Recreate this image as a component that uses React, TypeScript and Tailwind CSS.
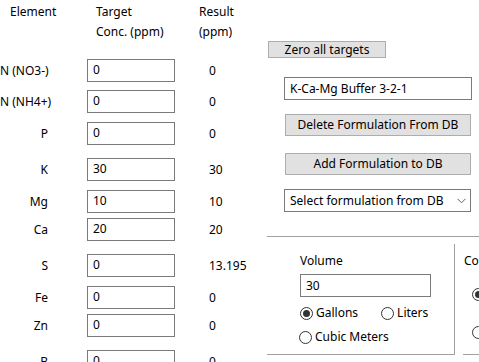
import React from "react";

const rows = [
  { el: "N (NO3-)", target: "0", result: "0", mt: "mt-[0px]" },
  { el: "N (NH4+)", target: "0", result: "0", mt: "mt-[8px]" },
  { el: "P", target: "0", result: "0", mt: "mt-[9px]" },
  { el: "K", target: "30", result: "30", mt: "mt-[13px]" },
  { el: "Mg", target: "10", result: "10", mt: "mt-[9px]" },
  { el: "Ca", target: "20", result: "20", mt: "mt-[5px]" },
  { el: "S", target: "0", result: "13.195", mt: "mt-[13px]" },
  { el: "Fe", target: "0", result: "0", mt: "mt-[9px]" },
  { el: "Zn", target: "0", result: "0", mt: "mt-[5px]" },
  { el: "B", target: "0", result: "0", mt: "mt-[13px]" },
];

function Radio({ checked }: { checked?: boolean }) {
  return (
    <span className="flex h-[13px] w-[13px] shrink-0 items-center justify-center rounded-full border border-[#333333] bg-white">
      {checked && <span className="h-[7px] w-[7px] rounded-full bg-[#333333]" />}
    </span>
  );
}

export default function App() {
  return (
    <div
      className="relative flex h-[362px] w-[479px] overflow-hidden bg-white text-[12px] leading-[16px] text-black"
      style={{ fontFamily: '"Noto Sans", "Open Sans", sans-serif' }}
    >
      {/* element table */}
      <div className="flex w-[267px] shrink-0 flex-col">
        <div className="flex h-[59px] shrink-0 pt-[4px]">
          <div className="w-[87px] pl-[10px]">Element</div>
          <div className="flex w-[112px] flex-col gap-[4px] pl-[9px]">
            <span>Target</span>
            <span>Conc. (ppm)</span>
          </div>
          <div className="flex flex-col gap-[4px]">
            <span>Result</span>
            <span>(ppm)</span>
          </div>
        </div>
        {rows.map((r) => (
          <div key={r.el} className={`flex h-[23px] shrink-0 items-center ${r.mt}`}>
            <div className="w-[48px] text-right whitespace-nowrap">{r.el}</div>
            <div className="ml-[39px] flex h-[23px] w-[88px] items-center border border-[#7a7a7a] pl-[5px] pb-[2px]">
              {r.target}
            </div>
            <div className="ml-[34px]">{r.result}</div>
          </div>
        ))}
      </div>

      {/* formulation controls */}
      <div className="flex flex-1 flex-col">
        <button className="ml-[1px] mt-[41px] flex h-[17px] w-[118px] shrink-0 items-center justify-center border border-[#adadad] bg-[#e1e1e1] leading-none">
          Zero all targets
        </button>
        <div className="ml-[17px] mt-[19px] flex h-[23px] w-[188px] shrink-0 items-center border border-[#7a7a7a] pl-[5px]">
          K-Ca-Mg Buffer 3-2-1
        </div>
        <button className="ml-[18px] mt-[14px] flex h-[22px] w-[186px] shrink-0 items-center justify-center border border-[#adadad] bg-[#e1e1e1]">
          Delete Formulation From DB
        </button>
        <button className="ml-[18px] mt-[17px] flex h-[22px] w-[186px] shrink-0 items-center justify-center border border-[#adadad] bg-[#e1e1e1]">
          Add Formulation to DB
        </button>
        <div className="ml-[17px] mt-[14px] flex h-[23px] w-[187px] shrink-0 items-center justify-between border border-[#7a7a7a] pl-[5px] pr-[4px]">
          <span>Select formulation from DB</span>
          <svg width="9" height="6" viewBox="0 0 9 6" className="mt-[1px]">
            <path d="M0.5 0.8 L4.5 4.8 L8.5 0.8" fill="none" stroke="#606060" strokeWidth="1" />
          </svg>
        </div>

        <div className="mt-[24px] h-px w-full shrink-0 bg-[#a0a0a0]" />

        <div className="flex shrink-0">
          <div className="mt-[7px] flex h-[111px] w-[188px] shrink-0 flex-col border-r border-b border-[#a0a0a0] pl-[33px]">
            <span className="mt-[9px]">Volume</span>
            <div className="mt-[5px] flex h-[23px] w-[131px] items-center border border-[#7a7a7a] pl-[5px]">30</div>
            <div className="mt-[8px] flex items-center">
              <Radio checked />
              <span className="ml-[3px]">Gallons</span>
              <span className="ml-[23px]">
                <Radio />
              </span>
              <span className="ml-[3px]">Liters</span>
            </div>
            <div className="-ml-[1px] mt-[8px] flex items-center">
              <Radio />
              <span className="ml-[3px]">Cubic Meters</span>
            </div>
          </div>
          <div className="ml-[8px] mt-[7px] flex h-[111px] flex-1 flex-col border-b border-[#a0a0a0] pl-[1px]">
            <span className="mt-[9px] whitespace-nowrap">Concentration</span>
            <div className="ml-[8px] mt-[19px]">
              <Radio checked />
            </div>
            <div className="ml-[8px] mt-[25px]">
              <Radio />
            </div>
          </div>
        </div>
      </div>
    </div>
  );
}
·····
- _EXERCISE INSTRUCTIONS_: Omit the pictures, then repeat exactly each line from the beginning of the listing through the line with "import React from".

- _WRITTEN ANSWER_:
Recreate this image as a component that uses React, TypeScript and Tailwind CSS.
import React from "react";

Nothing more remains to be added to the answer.